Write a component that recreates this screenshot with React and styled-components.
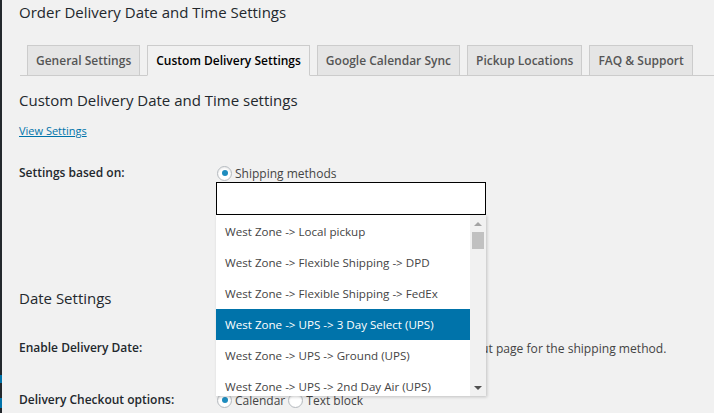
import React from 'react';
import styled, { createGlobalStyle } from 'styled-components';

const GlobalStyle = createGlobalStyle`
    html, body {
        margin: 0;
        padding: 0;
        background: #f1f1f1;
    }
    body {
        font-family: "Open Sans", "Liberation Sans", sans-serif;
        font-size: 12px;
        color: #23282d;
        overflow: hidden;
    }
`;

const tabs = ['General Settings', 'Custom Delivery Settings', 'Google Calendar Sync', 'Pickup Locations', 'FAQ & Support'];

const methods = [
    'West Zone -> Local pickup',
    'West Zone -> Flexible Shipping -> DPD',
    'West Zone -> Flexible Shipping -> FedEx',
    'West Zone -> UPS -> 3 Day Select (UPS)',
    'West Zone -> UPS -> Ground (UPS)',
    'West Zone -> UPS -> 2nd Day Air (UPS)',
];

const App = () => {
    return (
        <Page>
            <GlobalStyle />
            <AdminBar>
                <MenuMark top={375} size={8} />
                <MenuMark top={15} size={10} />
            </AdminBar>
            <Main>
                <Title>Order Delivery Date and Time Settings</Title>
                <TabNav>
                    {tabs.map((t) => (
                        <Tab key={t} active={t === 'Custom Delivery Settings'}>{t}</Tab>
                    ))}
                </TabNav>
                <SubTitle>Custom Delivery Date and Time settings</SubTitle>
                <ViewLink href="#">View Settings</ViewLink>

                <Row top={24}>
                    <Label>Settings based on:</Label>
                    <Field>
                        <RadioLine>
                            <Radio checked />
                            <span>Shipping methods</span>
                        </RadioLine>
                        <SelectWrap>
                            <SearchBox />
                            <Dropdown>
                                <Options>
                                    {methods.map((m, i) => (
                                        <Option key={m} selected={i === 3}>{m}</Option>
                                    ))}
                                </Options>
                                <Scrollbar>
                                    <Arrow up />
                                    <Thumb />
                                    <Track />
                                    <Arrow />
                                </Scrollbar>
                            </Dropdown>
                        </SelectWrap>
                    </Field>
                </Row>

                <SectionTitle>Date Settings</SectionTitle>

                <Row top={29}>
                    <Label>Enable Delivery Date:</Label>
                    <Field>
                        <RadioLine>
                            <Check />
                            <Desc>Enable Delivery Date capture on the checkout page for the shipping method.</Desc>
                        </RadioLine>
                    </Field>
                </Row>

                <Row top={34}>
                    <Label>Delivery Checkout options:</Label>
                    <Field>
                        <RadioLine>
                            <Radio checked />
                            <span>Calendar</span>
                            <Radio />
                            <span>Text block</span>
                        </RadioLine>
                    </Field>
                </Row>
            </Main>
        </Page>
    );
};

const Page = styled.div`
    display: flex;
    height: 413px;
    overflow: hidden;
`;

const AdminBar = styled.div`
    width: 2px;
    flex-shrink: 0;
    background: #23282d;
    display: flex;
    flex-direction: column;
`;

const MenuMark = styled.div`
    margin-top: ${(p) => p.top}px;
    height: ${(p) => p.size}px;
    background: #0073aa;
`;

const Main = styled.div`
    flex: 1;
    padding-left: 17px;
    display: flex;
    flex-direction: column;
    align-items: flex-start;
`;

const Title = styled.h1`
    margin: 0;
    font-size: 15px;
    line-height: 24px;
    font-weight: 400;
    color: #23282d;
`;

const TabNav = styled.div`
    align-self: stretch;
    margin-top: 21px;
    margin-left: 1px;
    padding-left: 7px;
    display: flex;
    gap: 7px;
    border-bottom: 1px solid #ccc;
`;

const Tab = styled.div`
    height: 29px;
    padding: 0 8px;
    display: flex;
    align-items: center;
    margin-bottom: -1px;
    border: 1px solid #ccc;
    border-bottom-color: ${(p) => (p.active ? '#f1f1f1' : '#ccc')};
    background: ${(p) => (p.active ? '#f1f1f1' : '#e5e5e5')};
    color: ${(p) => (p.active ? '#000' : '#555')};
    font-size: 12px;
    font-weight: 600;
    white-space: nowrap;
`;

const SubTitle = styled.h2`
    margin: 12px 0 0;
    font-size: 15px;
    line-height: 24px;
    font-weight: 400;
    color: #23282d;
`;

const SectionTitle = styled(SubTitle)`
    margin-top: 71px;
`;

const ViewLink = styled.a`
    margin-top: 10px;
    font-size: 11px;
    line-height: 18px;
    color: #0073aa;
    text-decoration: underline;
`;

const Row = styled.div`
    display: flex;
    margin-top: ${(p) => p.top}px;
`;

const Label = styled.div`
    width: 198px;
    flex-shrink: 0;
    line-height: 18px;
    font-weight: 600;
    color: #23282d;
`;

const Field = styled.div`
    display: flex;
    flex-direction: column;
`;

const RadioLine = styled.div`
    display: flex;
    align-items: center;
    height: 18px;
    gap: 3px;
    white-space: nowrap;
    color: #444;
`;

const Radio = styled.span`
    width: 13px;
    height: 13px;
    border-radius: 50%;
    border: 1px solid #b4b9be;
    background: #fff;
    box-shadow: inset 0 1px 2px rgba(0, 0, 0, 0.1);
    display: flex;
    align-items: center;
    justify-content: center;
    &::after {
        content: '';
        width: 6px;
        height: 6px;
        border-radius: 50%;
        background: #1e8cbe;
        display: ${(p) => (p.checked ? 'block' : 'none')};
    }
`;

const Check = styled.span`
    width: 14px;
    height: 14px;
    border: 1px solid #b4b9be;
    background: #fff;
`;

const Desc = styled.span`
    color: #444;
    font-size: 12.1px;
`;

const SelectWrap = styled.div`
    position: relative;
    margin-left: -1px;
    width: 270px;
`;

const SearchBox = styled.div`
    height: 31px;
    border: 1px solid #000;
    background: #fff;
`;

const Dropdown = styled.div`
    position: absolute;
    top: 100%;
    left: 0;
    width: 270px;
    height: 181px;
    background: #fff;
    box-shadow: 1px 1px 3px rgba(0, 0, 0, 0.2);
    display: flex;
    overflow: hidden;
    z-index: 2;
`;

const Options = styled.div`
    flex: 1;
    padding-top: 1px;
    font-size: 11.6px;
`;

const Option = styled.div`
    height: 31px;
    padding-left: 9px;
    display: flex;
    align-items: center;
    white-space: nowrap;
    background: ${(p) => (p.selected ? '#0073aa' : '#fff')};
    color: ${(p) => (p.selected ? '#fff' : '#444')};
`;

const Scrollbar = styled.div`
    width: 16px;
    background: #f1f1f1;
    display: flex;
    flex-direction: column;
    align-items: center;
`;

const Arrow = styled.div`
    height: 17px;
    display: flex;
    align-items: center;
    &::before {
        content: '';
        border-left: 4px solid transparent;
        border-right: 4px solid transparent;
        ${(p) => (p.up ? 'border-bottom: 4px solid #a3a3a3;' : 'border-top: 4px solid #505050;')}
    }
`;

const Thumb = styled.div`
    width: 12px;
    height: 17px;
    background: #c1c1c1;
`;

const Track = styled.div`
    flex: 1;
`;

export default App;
* * * * *
## [Your instructions]
Extract the full listing above verbatim; pictures are to be left out of the copy.

## [Expected output]
Write a component that recreates this screenshot with React and styled-components.
import React from 'react';
import styled, { createGlobalStyle } from 'styled-components';

const GlobalStyle = createGlobalStyle`
    html, body {
        margin: 0;
        padding: 0;
        background: #f1f1f1;
    }
    body {
        font-family: "Open Sans", "Liberation Sans", sans-serif;
        font-size: 12px;
        color: #23282d;
        overflow: hidden;
    }
`;

const tabs = ['General Settings', 'Custom Delivery Settings', 'Google Calendar Sync', 'Pickup Locations', 'FAQ & Support'];

const methods = [
    'West Zone -> Local pickup',
    'West Zone -> Flexible Shipping -> DPD',
    'West Zone -> Flexible Shipping -> FedEx',
    'West Zone -> UPS -> 3 Day Select (UPS)',
    'West Zone -> UPS -> Ground (UPS)',
    'West Zone -> UPS -> 2nd Day Air (UPS)',
];

const App = () => {
    return (
        <Page>
            <GlobalStyle />
            <AdminBar>
                <MenuMark top={375} size={8} />
                <MenuMark top={15} size={10} />
            </AdminBar>
            <Main>
                <Title>Order Delivery Date and Time Settings</Title>
                <TabNav>
                    {tabs.map((t) => (
                        <Tab key={t} active={t === 'Custom Delivery Settings'}>{t}</Tab>
                    ))}
                </TabNav>
                <SubTitle>Custom Delivery Date and Time settings</SubTitle>
                <ViewLink href="#">View Settings</ViewLink>

                <Row top={24}>
                    <Label>Settings based on:</Label>
                    <Field>
                        <RadioLine>
                            <Radio checked />
                            <span>Shipping methods</span>
                        </RadioLine>
                        <SelectWrap>
                            <SearchBox />
                            <Dropdown>
                                <Options>
                                    {methods.map((m, i) => (
                                        <Option key={m} selected={i === 3}>{m}</Option>
                                    ))}
                                </Options>
                                <Scrollbar>
                                    <Arrow up />
                                    <Thumb />
                                    <Track />
                                    <Arrow />
                                </Scrollbar>
                            </Dropdown>
                        </SelectWrap>
                    </Field>
                </Row>

                <SectionTitle>Date Settings</SectionTitle>

                <Row top={29}>
                    <Label>Enable Delivery Date:</Label>
                    <Field>
                        <RadioLine>
                            <Check />
                            <Desc>Enable Delivery Date capture on the checkout page for the shipping method.</Desc>
                        </RadioLine>
                    </Field>
                </Row>

                <Row top={34}>
                    <Label>Delivery Checkout options:</Label>
                    <Field>
                        <RadioLine>
                            <Radio checked />
                            <span>Calendar</span>
                            <Radio />
                            <span>Text block</span>
                        </RadioLine>
                    </Field>
                </Row>
            </Main>
        </Page>
    );
};

const Page = styled.div`
    display: flex;
    height: 413px;
    overflow: hidden;
`;

const AdminBar = styled.div`
    width: 2px;
    flex-shrink: 0;
    background: #23282d;
    display: flex;
    flex-direction: column;
`;

const MenuMark = styled.div`
    margin-top: ${(p) => p.top}px;
    height: ${(p) => p.size}px;
    background: #0073aa;
`;

const Main = styled.div`
    flex: 1;
    padding-left: 17px;
    display: flex;
    flex-direction: column;
    align-items: flex-start;
`;

const Title = styled.h1`
    margin: 0;
    font-size: 15px;
    line-height: 24px;
    font-weight: 400;
    color: #23282d;
`;

const TabNav = styled.div`
    align-self: stretch;
    margin-top: 21px;
    margin-left: 1px;
    padding-left: 7px;
    display: flex;
    gap: 7px;
    border-bottom: 1px solid #ccc;
`;

const Tab = styled.div`
    height: 29px;
    padding: 0 8px;
    display: flex;
    align-items: center;
    margin-bottom: -1px;
    border: 1px solid #ccc;
    border-bottom-color: ${(p) => (p.active ? '#f1f1f1' : '#ccc')};
    background: ${(p) => (p.active ? '#f1f1f1' : '#e5e5e5')};
    color: ${(p) => (p.active ? '#000' : '#555')};
    font-size: 12px;
    font-weight: 600;
    white-space: nowrap;
`;

const SubTitle = styled.h2`
    margin: 12px 0 0;
    font-size: 15px;
    line-height: 24px;
    font-weight: 400;
    color: #23282d;
`;

const SectionTitle = styled(SubTitle)`
    margin-top: 71px;
`;

const ViewLink = styled.a`
    margin-top: 10px;
    font-size: 11px;
    line-height: 18px;
    color: #0073aa;
    text-decoration: underline;
`;

const Row = styled.div`
    display: flex;
    margin-top: ${(p) => p.top}px;
`;

const Label = styled.div`
    width: 198px;
    flex-shrink: 0;
    line-height: 18px;
    font-weight: 600;
    color: #23282d;
`;

const Field = styled.div`
    display: flex;
    flex-direction: column;
`;

const RadioLine = styled.div`
    display: flex;
    align-items: center;
    height: 18px;
    gap: 3px;
    white-space: nowrap;
    color: #444;
`;

const Radio = styled.span`
    width: 13px;
    height: 13px;
    border-radius: 50%;
    border: 1px solid #b4b9be;
    background: #fff;
    box-shadow: inset 0 1px 2px rgba(0, 0, 0, 0.1);
    display: flex;
    align-items: center;
    justify-content: center;
    &::after {
        content: '';
        width: 6px;
        height: 6px;
        border-radius: 50%;
        background: #1e8cbe;
        display: ${(p) => (p.checked ? 'block' : 'none')};
    }
`;

const Check = styled.span`
    width: 14px;
    height: 14px;
    border: 1px solid #b4b9be;
    background: #fff;
`;

const Desc = styled.span`
    color: #444;
    font-size: 12.1px;
`;

const SelectWrap = styled.div`
    position: relative;
    margin-left: -1px;
    width: 270px;
`;

const SearchBox = styled.div`
    height: 31px;
    border: 1px solid #000;
    background: #fff;
`;

const Dropdown = styled.div`
    position: absolute;
    top: 100%;
    left: 0;
    width: 270px;
    height: 181px;
    background: #fff;
    box-shadow: 1px 1px 3px rgba(0, 0, 0, 0.2);
    display: flex;
    overflow: hidden;
    z-index: 2;
`;

const Options = styled.div`
    flex: 1;
    padding-top: 1px;
    font-size: 11.6px;
`;

const Option = styled.div`
    height: 31px;
    padding-left: 9px;
    display: flex;
    align-items: center;
    white-space: nowrap;
    background: ${(p) => (p.selected ? '#0073aa' : '#fff')};
    color: ${(p) => (p.selected ? '#fff' : '#444')};
`;

const Scrollbar = styled.div`
    width: 16px;
    background: #f1f1f1;
    display: flex;
    flex-direction: column;
    align-items: center;
`;

const Arrow = styled.div`
    height: 17px;
    display: flex;
    align-items: center;
    &::before {
        content: '';
        border-left: 4px solid transparent;
        border-right: 4px solid transparent;
        ${(p) => (p.up ? 'border-bottom: 4px solid #a3a3a3;' : 'border-top: 4px solid #505050;')}
    }
`;

const Thumb = styled.div`
    width: 12px;
    height: 17px;
    background: #c1c1c1;
`;

const Track = styled.div`
    flex: 1;
`;

export default App;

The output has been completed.